-- JOB --
Print exactly what lies from the line with "Write a component" down to the line with "string; indent?: boolean;", counting both of those lines, but not the pictures.

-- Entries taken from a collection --

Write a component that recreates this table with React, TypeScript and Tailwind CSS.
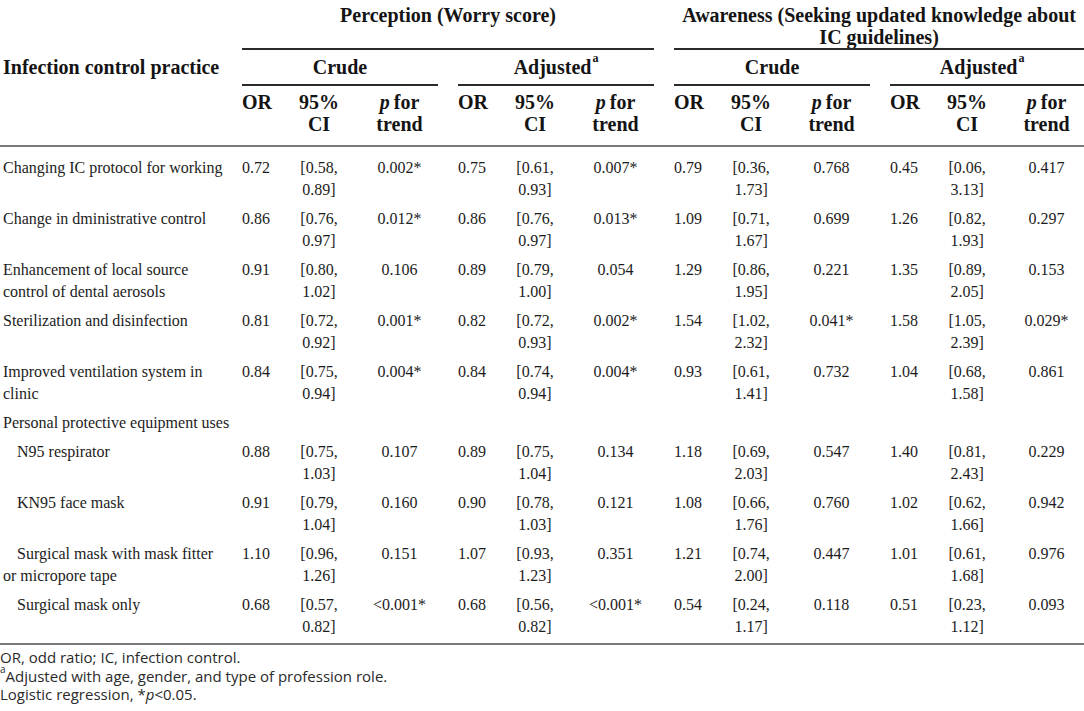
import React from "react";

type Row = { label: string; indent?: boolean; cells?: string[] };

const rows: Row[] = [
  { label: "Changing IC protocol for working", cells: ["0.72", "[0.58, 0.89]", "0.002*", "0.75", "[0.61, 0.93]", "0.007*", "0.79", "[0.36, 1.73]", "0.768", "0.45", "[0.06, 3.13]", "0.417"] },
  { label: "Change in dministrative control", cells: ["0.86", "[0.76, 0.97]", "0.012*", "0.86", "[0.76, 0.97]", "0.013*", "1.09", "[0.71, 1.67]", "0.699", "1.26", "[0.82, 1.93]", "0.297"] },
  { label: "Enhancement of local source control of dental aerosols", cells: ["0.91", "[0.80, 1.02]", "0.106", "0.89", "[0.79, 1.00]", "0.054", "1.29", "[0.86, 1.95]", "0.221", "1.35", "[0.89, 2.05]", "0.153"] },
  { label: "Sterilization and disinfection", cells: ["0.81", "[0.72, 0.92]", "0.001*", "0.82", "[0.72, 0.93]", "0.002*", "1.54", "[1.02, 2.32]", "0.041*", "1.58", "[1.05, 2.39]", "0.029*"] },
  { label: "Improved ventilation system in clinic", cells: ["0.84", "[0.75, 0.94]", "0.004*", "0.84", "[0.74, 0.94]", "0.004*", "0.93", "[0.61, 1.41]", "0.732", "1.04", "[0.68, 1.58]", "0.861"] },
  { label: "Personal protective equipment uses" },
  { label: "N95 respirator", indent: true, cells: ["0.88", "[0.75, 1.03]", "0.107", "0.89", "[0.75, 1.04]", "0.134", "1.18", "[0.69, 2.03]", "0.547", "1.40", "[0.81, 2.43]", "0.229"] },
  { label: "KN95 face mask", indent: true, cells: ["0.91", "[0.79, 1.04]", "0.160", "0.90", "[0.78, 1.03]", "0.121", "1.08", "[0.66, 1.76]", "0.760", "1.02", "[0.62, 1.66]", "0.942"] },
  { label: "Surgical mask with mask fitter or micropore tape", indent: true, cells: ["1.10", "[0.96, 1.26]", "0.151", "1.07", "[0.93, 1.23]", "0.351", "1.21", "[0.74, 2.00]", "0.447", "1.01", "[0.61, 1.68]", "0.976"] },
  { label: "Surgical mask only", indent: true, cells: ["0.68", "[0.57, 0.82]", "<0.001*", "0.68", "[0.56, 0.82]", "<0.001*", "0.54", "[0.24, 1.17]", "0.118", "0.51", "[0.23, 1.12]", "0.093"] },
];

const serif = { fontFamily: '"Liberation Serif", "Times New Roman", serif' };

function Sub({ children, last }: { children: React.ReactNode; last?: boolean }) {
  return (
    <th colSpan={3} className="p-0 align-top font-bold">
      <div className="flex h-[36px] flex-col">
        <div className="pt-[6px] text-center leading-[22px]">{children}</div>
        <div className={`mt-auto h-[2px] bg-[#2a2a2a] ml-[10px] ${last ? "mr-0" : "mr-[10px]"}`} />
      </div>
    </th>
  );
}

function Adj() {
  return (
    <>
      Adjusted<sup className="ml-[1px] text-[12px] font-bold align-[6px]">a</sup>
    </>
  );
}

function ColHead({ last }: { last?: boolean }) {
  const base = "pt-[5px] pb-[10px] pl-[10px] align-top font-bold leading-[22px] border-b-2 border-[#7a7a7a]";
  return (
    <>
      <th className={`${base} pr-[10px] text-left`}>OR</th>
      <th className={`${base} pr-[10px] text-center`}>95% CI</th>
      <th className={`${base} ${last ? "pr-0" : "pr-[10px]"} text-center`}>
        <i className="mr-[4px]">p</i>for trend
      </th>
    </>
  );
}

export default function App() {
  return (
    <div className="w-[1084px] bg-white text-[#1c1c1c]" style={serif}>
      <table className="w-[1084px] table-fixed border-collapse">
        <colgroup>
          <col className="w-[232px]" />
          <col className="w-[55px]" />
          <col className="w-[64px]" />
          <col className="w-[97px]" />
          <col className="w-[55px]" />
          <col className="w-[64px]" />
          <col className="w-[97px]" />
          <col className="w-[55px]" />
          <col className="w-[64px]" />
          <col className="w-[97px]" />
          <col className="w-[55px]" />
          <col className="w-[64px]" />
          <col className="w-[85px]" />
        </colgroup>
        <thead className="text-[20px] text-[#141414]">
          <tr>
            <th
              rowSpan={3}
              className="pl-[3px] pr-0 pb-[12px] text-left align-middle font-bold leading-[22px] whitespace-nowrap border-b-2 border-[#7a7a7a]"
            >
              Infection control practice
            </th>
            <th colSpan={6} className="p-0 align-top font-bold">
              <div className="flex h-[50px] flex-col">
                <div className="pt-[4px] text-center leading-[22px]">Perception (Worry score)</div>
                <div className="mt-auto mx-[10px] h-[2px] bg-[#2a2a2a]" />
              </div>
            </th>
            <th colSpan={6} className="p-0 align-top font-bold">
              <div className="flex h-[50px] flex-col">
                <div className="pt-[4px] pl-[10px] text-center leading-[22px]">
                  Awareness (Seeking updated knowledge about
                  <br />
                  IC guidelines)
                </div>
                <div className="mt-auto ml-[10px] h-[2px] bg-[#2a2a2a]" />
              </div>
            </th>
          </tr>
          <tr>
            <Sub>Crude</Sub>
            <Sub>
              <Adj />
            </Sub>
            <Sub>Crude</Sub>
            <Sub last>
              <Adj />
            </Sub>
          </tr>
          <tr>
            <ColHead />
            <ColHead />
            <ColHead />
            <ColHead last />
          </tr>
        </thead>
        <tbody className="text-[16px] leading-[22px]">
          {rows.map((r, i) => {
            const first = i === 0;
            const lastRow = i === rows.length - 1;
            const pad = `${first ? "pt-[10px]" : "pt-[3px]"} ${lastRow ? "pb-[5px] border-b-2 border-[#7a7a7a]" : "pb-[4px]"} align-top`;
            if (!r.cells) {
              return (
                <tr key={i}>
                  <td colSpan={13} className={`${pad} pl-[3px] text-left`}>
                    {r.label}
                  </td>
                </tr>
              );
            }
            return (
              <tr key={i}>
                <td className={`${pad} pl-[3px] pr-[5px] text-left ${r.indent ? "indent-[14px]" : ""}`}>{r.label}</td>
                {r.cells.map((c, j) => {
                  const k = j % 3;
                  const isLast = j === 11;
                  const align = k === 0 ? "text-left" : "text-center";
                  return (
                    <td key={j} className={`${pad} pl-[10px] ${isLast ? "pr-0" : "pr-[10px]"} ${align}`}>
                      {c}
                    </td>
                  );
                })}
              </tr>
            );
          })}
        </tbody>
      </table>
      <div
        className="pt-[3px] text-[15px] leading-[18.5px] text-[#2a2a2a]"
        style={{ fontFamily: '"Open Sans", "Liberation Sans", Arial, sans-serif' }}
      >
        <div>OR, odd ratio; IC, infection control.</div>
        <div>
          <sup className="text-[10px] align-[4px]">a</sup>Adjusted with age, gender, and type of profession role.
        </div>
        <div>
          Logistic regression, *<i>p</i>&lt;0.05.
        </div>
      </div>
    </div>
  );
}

---

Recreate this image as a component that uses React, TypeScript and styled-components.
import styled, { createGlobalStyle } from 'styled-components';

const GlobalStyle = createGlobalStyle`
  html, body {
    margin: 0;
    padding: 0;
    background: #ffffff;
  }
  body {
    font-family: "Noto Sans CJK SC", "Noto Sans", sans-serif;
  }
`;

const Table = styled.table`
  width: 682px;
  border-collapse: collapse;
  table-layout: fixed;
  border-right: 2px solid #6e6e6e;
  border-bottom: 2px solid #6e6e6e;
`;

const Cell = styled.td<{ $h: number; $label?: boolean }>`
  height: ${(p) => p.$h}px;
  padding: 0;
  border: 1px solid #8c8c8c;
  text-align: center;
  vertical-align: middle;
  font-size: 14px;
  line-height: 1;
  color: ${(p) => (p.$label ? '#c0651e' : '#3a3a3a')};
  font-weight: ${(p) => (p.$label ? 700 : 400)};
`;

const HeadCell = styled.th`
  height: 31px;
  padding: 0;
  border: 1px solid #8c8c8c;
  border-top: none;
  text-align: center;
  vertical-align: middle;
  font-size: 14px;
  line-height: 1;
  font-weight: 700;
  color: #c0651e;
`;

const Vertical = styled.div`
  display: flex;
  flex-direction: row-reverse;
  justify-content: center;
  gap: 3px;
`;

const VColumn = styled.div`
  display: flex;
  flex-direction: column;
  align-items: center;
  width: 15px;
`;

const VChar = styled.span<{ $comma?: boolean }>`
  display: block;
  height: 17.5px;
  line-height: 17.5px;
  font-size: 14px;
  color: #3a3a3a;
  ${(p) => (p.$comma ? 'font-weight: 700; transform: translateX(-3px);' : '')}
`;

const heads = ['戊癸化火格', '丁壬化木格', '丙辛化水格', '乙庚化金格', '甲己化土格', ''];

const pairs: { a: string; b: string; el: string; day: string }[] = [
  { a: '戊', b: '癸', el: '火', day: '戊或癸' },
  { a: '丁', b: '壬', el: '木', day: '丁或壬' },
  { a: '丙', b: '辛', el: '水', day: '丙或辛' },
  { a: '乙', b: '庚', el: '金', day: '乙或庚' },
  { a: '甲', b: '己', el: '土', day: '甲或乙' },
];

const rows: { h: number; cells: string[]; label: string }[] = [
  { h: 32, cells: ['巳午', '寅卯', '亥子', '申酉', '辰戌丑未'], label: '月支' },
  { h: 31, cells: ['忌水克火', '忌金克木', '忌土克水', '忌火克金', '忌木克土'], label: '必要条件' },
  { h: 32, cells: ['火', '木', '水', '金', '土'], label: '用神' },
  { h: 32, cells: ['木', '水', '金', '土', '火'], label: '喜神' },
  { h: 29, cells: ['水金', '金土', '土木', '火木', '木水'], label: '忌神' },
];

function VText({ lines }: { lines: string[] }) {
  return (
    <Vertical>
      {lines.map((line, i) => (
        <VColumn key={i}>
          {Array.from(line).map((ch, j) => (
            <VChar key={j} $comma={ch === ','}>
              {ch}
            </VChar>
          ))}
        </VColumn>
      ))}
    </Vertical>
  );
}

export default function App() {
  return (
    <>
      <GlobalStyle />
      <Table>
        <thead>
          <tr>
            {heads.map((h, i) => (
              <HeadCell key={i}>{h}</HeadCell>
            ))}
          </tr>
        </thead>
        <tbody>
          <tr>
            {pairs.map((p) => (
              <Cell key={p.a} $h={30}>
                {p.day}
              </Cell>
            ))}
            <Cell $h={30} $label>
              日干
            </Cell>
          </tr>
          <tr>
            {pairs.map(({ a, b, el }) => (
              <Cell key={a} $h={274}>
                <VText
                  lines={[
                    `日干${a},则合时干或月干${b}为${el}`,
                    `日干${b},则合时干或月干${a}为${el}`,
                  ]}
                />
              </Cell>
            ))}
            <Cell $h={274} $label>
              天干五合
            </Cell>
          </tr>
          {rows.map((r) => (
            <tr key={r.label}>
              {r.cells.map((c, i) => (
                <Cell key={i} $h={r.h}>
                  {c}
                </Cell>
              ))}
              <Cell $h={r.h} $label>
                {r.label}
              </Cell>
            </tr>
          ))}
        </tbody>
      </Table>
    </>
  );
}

-- RESULT OF THIS TASK --
Write a component that recreates this table with React, TypeScript and Tailwind CSS.
import React from "react";

type Row = { label: string; indent?: boolean; cells?: string[] };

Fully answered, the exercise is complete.